I live with my parents. I’m in my 30s. They won’t let me be alone with my computer. I have to go on the computer in the living room just like when I was a teenager. I don’t think that’s fair. What do you think?

Mary Jo’s response:

I think your parents are worried you may be hurt by someone you meet online. Not everyone is kind and good. On the other hand, you are an adult. I believe you should have some private time with your computer.

Have you told your parents you will not meet anyone you talk with online? Do you drive? Are they always with you when you leave the house? If they are, then they can protect you.

Talking with people online can be emotional. Your parents may also be trying to protect you from drama. Again, try talking with them. Show them you can deal with online friendships.
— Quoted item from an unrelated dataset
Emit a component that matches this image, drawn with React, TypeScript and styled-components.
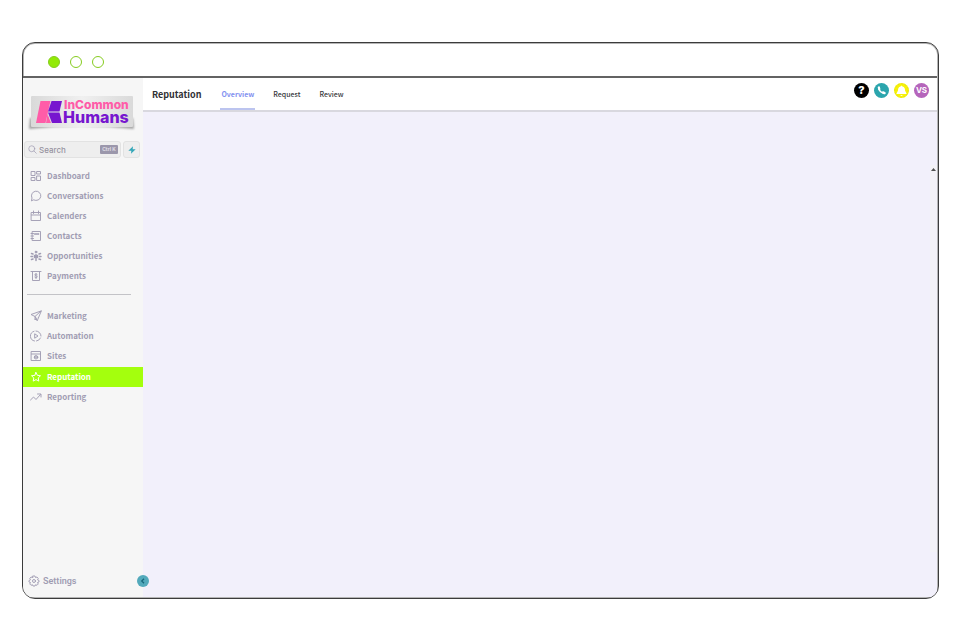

I also believe you should have privacy, with or without your computer. You are a person of worth. You are no longer a child. Good luck. You may text me if you wish.

Q.

I listened to your presentation, and it made me think. I’m a parent of a 27-year-old son who has an intellectual disability. I know he no longer has the body of a child. I thought I understood that, but until your workshop it never occurred to me that I was treating him like a child. I heard what you said. I plan to move forward and treat him like an adult who is probably interested in sex. Part of me has always known I should do that, but I’ve felt lost and confused. I feel better now. He’s not really a kid, is he?

Mary Jo’s response:

Thank you so much for the validation. I can only imagine how much courage it took to write your note and put it in my curiousity box. Your son still needs you. He has thrived and grown because of you. He is a fine young man. I watched you interact, and I found myself wishing all young people had open, caring parents like you. I think you’re on the right path. Simply be open to his needs. Let him lead you. No, he’s not a kid, he’s an adult with adult wishes. He is still your child. I encourage you to continue parenting him with the same love and devotion. He is no different than he was before you began to see him as a sexual person. You have my cell number – let’s keep in touch.